4.Het standpunt van de officier van justitie

De officier van justitie stelt zich op het standpunt dat het verzoek van veroordeelde te vroeg is omdat er nog geen concrete data zijn van de IND. Omdat de deskundige aangeeft dat het recidiverisico bij beëindiging van de maatregel op dit moment nog hoog is, verzoekt de officier van justitie de rechtbank het advies van de deskundige te volgen en de ISD-maatregel voort te zetten.

5.Het standpunt van de verdediging

De raadsvrouw heeft ter zitting gepersisteerd bij haar verzoek tot beëindiging van de ISD-maatregel en aangevoerd dat de procedure tot ongewenstverklaring nog jaren kan duren.
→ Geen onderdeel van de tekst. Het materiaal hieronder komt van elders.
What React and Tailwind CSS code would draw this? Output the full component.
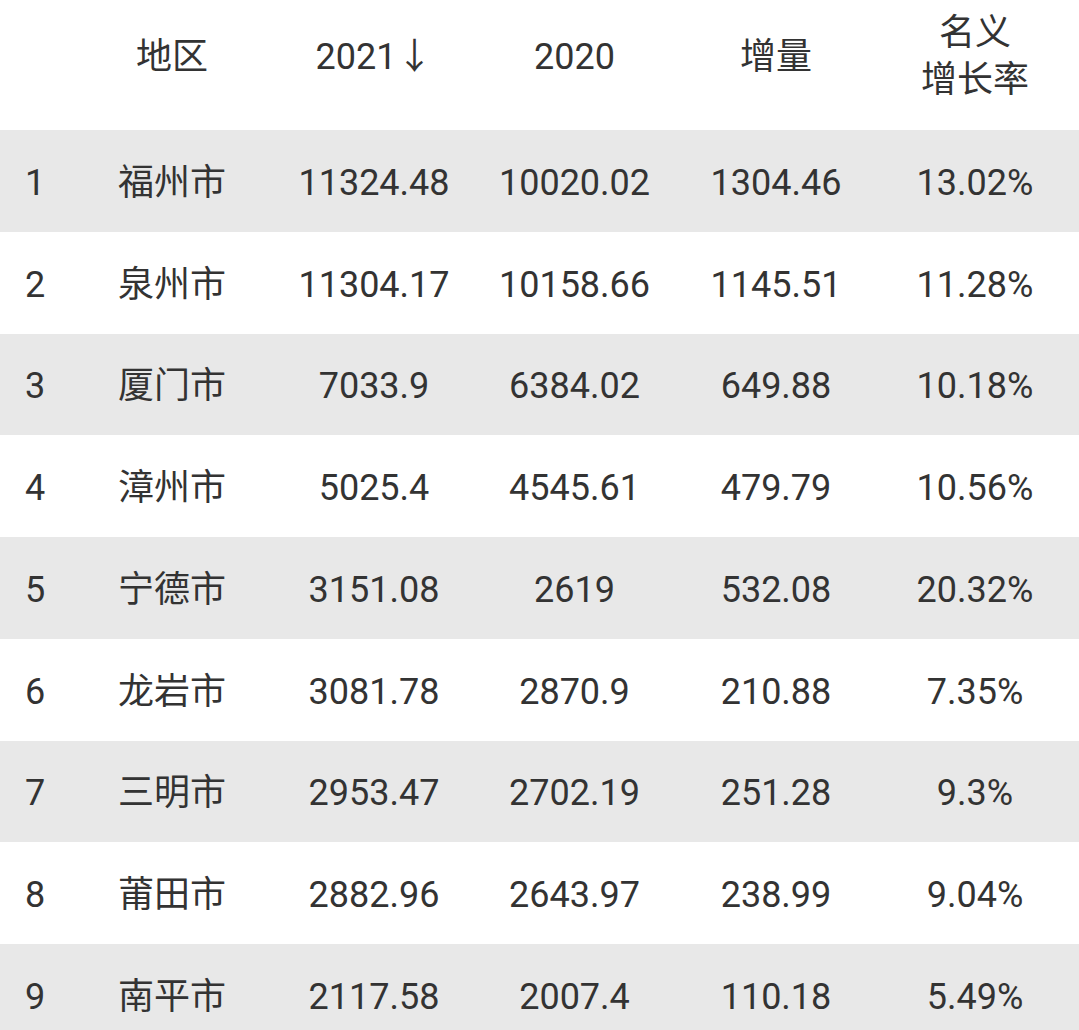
import React from 'react';

const rows = [
  ['1', '福州市', '11324.48', '10020.02', '1304.46', '13.02%'],
  ['2', '泉州市', '11304.17', '10158.66', '1145.51', '11.28%'],
  ['3', '厦门市', '7033.9', '6384.02', '649.88', '10.18%'],
  ['4', '漳州市', '5025.4', '4545.61', '479.79', '10.56%'],
  ['5', '宁德市', '3151.08', '2619', '532.08', '20.32%'],
  ['6', '龙岩市', '3081.78', '2870.9', '210.88', '7.35%'],
  ['7', '三明市', '2953.47', '2702.19', '251.28', '9.3%'],
  ['8', '莆田市', '2882.96', '2643.97', '238.99', '9.04%'],
  ['9', '南平市', '2117.58', '2007.4', '110.18', '5.49%'],
];

const cols = 'grid grid-cols-[70px_204px_200px_201px_202px_1fr] items-center';

export default function App() {
  return (
    <div
      className="w-[1079px] h-[1030px] overflow-hidden bg-white text-[#333333] text-[36px]"
      style={{ fontFamily: 'Roboto, "Noto Sans CJK SC", sans-serif' }}
    >
      <div className={`${cols} h-[130px] pb-[16px] text-center leading-[47px]`}>
        <div />
        <div>地区</div>
        <div>2021↓</div>
        <div>2020</div>
        <div>增量</div>
        <div className="pr-[6px]">名义<br />增长率</div>
      </div>
      {rows.map((r, i) => (
        <div
          key={r[0]}
          className={`${cols} h-[101.75px] pt-[4px] text-center ${i % 2 === 0 ? 'bg-[#e8e8e8]' : 'bg-white'}`}
        >
          {r.map((cell, j) => (
            <div key={j} className={j === 5 ? 'pr-[6px]' : ''}>{cell}</div>
          ))}
        </div>
      ))}
    </div>
  );
}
6.Het oordeel van de rechtbank

De rechtbank heeft kunnen constateren dat het nog lange tijd kan duren alvorens in de procedure tot ongewenstverklaring van veroordeelde een beslissing wordt genomen. Door het gevoerde beleid van de PI Vught heeft dat tot gevolg dat veroordeelde nu slechts intramuraal wordt behandeld. Die intramurale behandeling lijkt weinig effect te hebben en heeft nog onvoldoende invloed gehad op het terugdringen van het recidiverisico. Dat recidiverisico is dan ook nog steeds aanwezig en de rechtbank is van oordeel dat het enkele feit dat er een procedure tot ongewenstverklaring loopt geen zelfstandige grond is om de ISD-maatregel op dit moment te beëindigen. Het verzoek van de verdediging is naar het oordeel van de rechtbank dan ook te vroeg en de rechtbank ziet op dit moment geen omstandigheden die het voortijdig beëindigen van de ISD-maatregel rechtvaardigen.
Wel wil de rechtbank de PI Vught nog uitdrukkelijk in overweging geven dat het enkele feit dat de procedure tot ongewenstverklaring nog lang kan duren, geen reden mag zijn om niet nu aan te vangen met het extramurale traject. Naar verwachting zal het immers nog lange tijd duren voor een eventuele ongewenstverklaring onherroepelijk is.

7.De beslissing

De rechtbank
- beslist dat de voortzetting van de tenuitvoerlegging van de ISD-maatregel is vereist;
- wijst het verzoek tot beëindiging van de ISD-maatregel af.
Deze beslissing is gegeven door mr. M. Breeman, voorzitter, mr. M. van de Wetering en mr. J.P.E. Mullers, rechters, in tegenwoordigheid van de griffier F.J.M. Nouws en is uitgesproken ter openbare zitting op 13 december 2023.